* _DIRECTIONS FOR THIS TASK_
Using the listing below, extract each line that has the word "html" in it.

* _MATERIAL PROVIDED_
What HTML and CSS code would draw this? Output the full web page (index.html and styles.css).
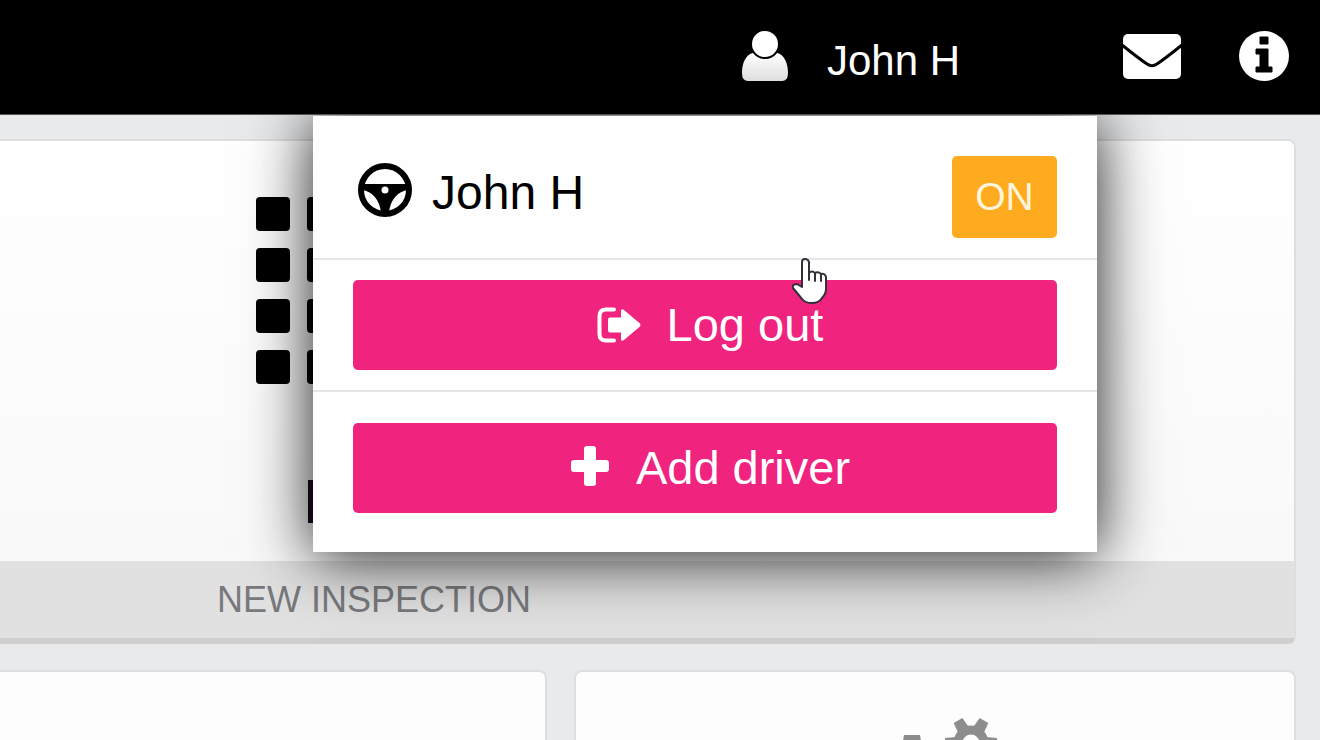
...
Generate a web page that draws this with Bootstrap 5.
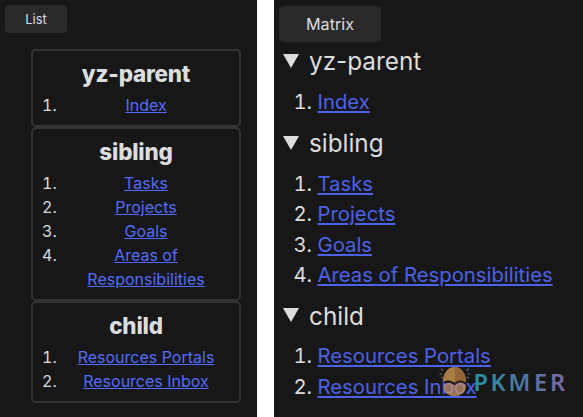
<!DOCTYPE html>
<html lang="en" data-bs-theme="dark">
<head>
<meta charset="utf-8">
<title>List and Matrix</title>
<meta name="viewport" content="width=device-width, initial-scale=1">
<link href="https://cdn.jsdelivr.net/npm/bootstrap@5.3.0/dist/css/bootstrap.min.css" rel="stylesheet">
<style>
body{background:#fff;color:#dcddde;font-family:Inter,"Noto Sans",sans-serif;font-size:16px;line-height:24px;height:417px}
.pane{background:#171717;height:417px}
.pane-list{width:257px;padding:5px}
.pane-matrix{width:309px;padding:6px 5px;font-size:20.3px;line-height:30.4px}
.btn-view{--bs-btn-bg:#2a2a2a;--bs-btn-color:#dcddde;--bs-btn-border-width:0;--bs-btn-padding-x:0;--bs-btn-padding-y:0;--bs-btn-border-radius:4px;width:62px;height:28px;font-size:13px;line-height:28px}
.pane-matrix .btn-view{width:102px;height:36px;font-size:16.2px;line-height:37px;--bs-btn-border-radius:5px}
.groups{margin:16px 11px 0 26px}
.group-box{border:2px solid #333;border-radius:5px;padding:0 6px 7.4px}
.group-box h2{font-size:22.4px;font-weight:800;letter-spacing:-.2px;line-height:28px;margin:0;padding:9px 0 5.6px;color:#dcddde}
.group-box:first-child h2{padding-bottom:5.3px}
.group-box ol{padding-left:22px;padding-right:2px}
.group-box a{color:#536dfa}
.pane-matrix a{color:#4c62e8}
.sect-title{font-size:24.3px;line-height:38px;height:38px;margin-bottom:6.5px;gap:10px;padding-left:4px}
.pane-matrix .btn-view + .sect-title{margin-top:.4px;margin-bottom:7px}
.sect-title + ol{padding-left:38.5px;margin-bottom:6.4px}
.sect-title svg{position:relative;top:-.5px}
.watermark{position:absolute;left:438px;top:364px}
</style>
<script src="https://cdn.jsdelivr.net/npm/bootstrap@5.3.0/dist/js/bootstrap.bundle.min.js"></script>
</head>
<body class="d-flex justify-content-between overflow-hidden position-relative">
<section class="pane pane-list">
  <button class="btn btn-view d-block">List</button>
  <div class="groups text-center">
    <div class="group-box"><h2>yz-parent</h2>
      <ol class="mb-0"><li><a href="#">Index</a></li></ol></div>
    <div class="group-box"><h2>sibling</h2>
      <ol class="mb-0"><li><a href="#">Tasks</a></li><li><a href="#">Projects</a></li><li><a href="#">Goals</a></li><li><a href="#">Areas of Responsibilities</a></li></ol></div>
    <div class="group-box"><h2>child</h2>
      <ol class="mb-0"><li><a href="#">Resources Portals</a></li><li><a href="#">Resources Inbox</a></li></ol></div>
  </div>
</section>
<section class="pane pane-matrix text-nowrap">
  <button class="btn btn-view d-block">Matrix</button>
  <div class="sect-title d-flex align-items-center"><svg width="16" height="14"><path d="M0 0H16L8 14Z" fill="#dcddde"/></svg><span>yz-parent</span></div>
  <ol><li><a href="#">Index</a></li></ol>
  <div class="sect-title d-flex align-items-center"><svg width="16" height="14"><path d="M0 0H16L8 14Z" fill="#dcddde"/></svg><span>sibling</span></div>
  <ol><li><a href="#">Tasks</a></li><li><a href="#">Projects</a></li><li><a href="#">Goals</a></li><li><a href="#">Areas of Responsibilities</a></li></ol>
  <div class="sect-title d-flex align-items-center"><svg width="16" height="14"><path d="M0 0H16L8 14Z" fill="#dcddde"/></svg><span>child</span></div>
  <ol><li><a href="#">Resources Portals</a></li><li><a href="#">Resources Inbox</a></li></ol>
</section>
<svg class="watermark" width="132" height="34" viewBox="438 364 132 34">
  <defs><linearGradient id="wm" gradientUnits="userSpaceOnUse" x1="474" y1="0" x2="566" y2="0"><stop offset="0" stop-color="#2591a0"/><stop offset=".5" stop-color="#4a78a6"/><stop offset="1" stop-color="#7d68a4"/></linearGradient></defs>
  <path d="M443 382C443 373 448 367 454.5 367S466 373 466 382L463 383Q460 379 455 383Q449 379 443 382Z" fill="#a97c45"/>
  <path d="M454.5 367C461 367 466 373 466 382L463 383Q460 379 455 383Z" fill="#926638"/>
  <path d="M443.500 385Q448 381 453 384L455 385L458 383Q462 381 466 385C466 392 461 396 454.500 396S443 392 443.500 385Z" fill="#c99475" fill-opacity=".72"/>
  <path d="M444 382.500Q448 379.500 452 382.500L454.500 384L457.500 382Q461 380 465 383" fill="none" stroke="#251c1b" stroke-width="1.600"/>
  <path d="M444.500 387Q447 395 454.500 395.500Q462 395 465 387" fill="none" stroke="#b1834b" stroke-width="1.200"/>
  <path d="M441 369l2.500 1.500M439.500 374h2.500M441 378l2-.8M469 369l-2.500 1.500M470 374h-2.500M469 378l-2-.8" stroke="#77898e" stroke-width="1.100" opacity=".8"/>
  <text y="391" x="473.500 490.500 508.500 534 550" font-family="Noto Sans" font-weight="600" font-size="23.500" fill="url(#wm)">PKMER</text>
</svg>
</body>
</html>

* _PROBLEM SOLUTION_
What HTML and CSS code would draw this? Output the full web page (index.html and styles.css).
<!DOCTYPE html>
<html lang="en" data-bs-theme="dark">
</html>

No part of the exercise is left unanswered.